The Government has boldly embarked on the long-awaited revamp of the Income Tax Act, 1961, a law conceived over six decades ago, which no longer suits the complexities of today’s economy.

Why a New Direct Tax Code is Essential:

The Act, designed for its time, may have been suitable for India’s economy then, which was far less complex than todays, where rapid changes in scale, globalization, digitization, and modern business practices have transformed the landscape.

Finance Minister Nirmala Sitharaman unveiled the Direct Tax Code 2025, a significant move aimed at simplifying the law, reducing litigations, enhancing transparency, and fostering voluntary compliance from both individuals and businesses.

Over the past few decades, the current Act has undergone hundreds of amendments, with new provisions introduced repeatedly, resulting in a law that is increasingly complex and confusing. Many provisions have become redundant and no longer apply to the current economic landscape. Efforts to provide exemptions have led to ambiguities, sparking tax disputes & litigation, with contradictory judgments on similar issues. As business practices have evolved with globalization & digitization, the law has struggled to provide clarity on key aspects of international trade. To address the growing backlog of disputes arising from these ambiguities, the Government has had to implement Amnesty Schemes time and again.

To tackle these issues, the Central Board of Direct Taxes (CBDT) has formed an internal committee to oversee a comprehensive review of the Income Tax Act, 1961. As per a Press Information Bureau (PIB) release dated October 7, 2024, the committee has called for public feedback and suggestions in four key areas:

  • Simplification of Language
  • Litigation Reduction
  • Compliance Reduction, and
  • Redundant/Obsolete Provisions

Tax authorities have invited public feedback to ensure the proposed revamp of the tax laws with industry expectations.
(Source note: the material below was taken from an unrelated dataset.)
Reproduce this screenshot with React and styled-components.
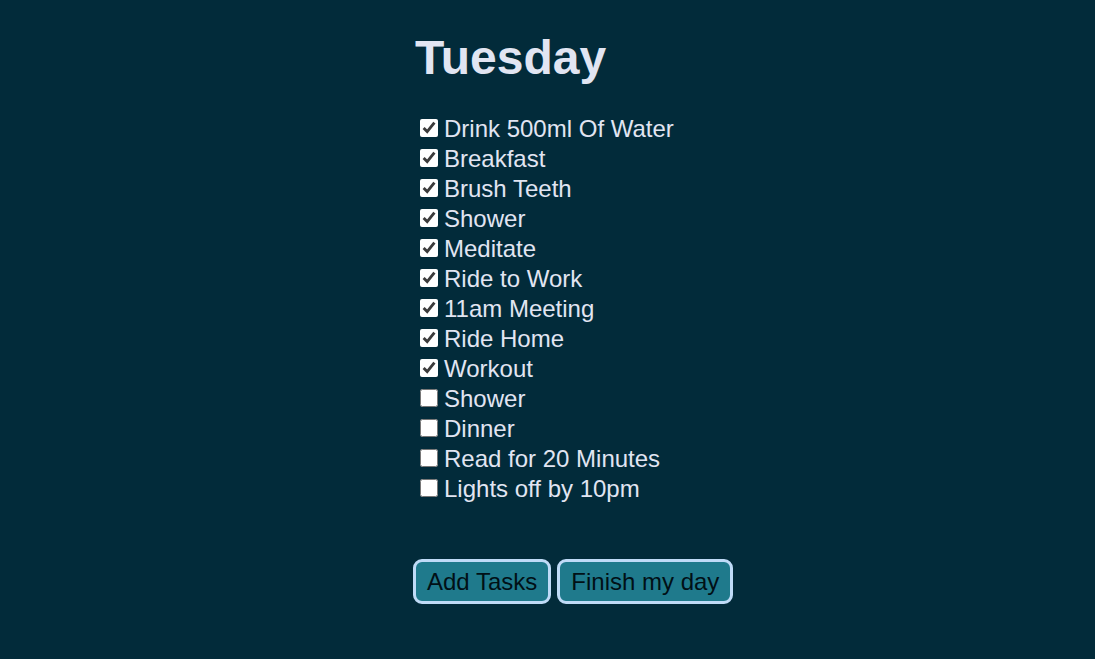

This is a welcome step forward. It has the potential to eliminate outdated provisions that are no longer relevant. Most importantly, a focused approach to simplifying the language of the tax code to remove ambiguities can significantly reduce high-pitched assessments and resulting unwarranted litigations.  It will also ease the compliance burden by eliminating redundant submissions, which has long been a concern for many businesses. Currently, only about 3% of the population pays taxes, a figure that could be increased if attention is given to simplifying the rules around disclosure, filing returns, and their enforcement, alongside a more straightforward tax structure.

Additionally, adjustments can be made to increase threshold limits for certain compliance requirements, as applying them uniformly to all taxpayers serves no real purpose. Exemptions and deductions, which were crucial in driving the economy during India’s earlier development stages, have often been exploited, leading to disputes over claim eligibility. Streamlining and simplifying these provisions would significantly reduce litigation and the associated compliance burdens. As India becomes more integrated into the global economy, there is also a need for greater clarity on transfer pricing, cross-border transactions, and double taxation, which will build trust and strengthen the tax system.

This is a revolutionary step forward. While the transition period may present challenges, as seen during the implementation of Goods & Service Tax Act, the long-term benefits of this reform will undoubtedly outweigh any temporary issues. By simplifying the tax system, reducing litigation, and improving compliance, the new Direct Tax Code will foster a more efficient and transparent tax framework, ultimately driving economic growth and enhancing trust in the system.